Nell'isola del Nord Europa la maggior parte delle donne che scoprono anomalie cromosomiche nel feto scelgono di interrompere la gravidanza.

Sindrome di Down, in Islanda le nascite sono sempre di meno

23 Agosto 2017

In Islanda nascono in media una o due persone con sindrome di Down ogni anno. Un numero molto basso se si considerano i quasi 335mila abitanti dell'isola scandinava, ma che forse è destinato ulteriormente a scendere.

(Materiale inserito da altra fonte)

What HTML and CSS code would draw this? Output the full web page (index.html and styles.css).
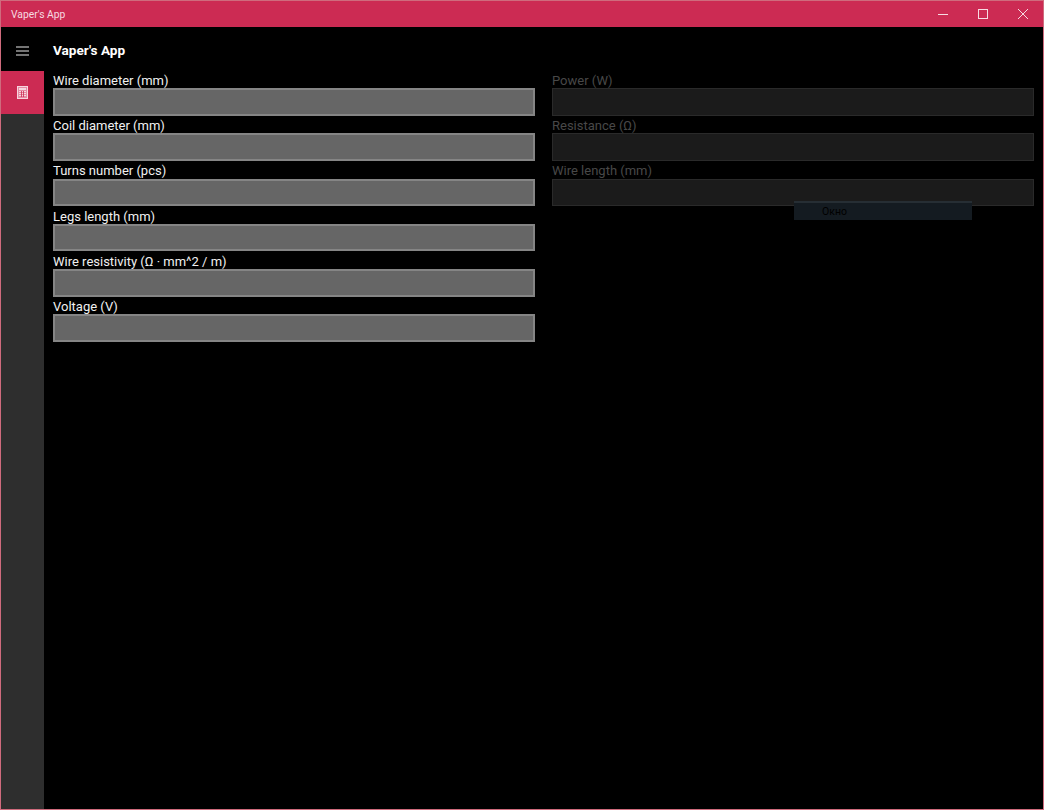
FILE: index.html
```html
<!DOCTYPE html>
<html lang="en">
<head>
<meta charset="utf-8">
<title>Vaper's App</title>
<link rel="stylesheet" href="styles.css">
</head>
<body>
<div class="window">
  <header class="titlebar">
    <span class="titlebar-name">Vaper's App</span>
    <div class="caption">
      <span class="caption-btn"><svg width="10" height="10" viewBox="0 0 10 10"><path d="M0 5.5H10" stroke="#f6dbe2" stroke-width="1"/></svg></span>
      <span class="caption-btn"><svg width="10" height="10" viewBox="0 0 10 10"><rect x="0.5" y="0.5" width="9" height="9" fill="none" stroke="#f6dbe2" stroke-width="1"/></svg></span>
      <span class="caption-btn"><svg width="10" height="10" viewBox="0 0 10 10"><path d="M0 0L10 10M10 0L0 10" stroke="#f6dbe2" stroke-width="1"/></svg></span>
    </div>
  </header>
  <div class="app">
    <nav class="rail">
      <div class="hamburger">
        <svg width="13" height="10" viewBox="0 0 13 10"><path d="M0 1H13M0 5H13M0 9H13" stroke="#e8e8e8" stroke-width="1"/></svg>
      </div>
      <div class="rail-item">
        <svg width="11" height="13" viewBox="0 0 11 13"><rect x="0.5" y="0.5" width="10" height="12" fill="#e58aa3" stroke="#f7d5de"/><rect x="2" y="2" width="7" height="2" fill="#f7d5de"/><path d="M2 5.5H9M2 7.5H9M2 9.5H9" stroke="#f7d5de" stroke-width="1"/><path d="M4.5 5V11M6.5 5V11" stroke="#cc2b53" stroke-width="0.8"/></svg>
      </div>
    </nav>
    <main class="main">
      <h1 class="page-title">Vaper's App</h1>
      <div class="columns">
        <section class="col">
          <div class="field"><label class="label">Wire diameter (mm)</label><div class="input"></div></div>
          <div class="field"><label class="label">Coil diameter (mm)</label><div class="input"></div></div>
          <div class="field"><label class="label">Turns number (pcs)</label><div class="input"></div></div>
          <div class="field"><label class="label">Legs length (mm)</label><div class="input"></div></div>
          <div class="field"><label class="label">Wire resistivity (Ω · mm^2 / m)</label><div class="input"></div></div>
          <div class="field"><label class="label">Voltage (V)</label><div class="input"></div></div>
        </section>
        <section class="col col-disabled">
          <div class="field"><label class="label">Power (W)</label><div class="input"></div></div>
          <div class="field"><label class="label">Resistance (Ω)</label><div class="input"></div></div>
          <div class="field"><label class="label">Wire length (mm)</label><div class="input"></div></div>
        </section>
      </div>
    </main>
  </div>
  <div class="tooltip">Окно</div>
</div>
</body>
</html>
```
FILE: styles.css
```css
* { box-sizing: border-box; }
html, body { margin: 0; height: 100%; background: #000; }
body { font-family: "Roboto", "Open Sans", sans-serif; overflow: hidden; }
.window {
  position: relative;
  width: 1044px;
  height: 810px;
  border: 1px solid #cf6b7d;
  background: #000;
  display: flex;
  flex-direction: column;
}
.titlebar {
  height: 26.4px;
  background: #cc2b53;
  display: flex;
  align-items: center;
  justify-content: space-between;
  padding-left: 10px;
  color: #f6dbe2;
  font-size: 10.3px;
  flex: none;
}
.caption { display: flex; height: 100%; }
.caption-btn { width: 40px; display: flex; align-items: center; justify-content: center; }
.app { flex: 1; display: flex; min-height: 0; }
.rail { width: 43px; background: #2e2e2e; flex: none; display: flex; flex-direction: column; }
.hamburger { height: 43.6px; background: #000; display: flex; align-items: center; justify-content: center; padding-top: 3px; }
.rail-item { height: 43px; background: #cc2b53; display: flex; align-items: center; justify-content: center; padding-top: 1px; }
.main { flex: 1; padding: 0 9px; min-width: 0; }
.page-title { margin: 0; height: 43.6px; line-height: 46px; font-size: 13.6px; font-weight: 700; color: #fff; }
.columns { display: grid; grid-template-columns: 1fr 1fr; column-gap: 17px; }
.col { display: flex; flex-direction: column; min-width: 0; }
.field { height: 45.2px; display: flex; flex-direction: column; }
.label { height: 17.3px; line-height: 20px; font-size: 13px; color: #f0f0f0; white-space: nowrap; }
.input { height: 27.5px; background: #666; border: 2px solid #858585; }
.col-disabled .label { color: #484848; }
.col-disabled .input { background: #1b1b1b; border: 1px solid #2a2a2a; }
.tooltip {
  position: absolute;
  left: 793px;
  top: 200px;
  width: 178px;
  height: 19px;
  padding-left: 28px;
  background: #141b21;
  border-top: 2px solid #262e34;
  color: #000;
  font-size: 10.5px;
  line-height: 18px;
}
```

Le statistiche indicano infatti che la maggioranza delle donne che ricevono una risposta positiva dal test prenatale per individuare la presenza di anomalie cromosomiche del feto, interrompono la gravidanza. Questa tendenza è in crescita anche per via della semplicità con cui vengono effettuati i moderni screening, sempre meno invasivi e sempre più richiesti dalle donne in dolce attesa. Secondo quanto riferisce il Landspitali University Hospital di Reykjavik, le diagnosi prenatali vengono oggi scelte da ben l'85% delle donne in gravidanza.

La legge islandese, in caso di anomalie nel feto, consente infatti l'aborto anche dopo sedici settimane. Le donne che devono affrontare questa scelta difficile sono supportate da psicologhe come Helga Sol Olafsdottir, che si confronta con le pazienti prima che esse decidano se continuare la gravidanza o meno: "Pensiamo all'aborto come a qualcosa che ponga fine a quelle che potrebbero essere grandi difficoltà, prevenendo sofferenza per il bambino e la famiglia", ha spiegato la psicologa, che sottolinea il diritto delle pazienti di scegliere come sarà la loro vita.

Le notizie provenienti dall'Islanda, comunque, incontrano talvolta le critiche degli attivisti e delle associazioni che si occupano dei diritti delle persone con sindrome di Down. La scrittrice e blogger Martina Fuga, ad esempio, commenta con amarezza le tendenze sviluppatesi principalmente nei paesi dell'Europa settentrionale: "Da mamma queste notizie sono un colpo al cuore. Non può essere la scelta sociale di un Paese. È giusto poter decidere, ma conoscendo. Come sarebbe bello se si lavorasse su una cultura dell'inclusione e sulla ricerca per avere un mondo migliore".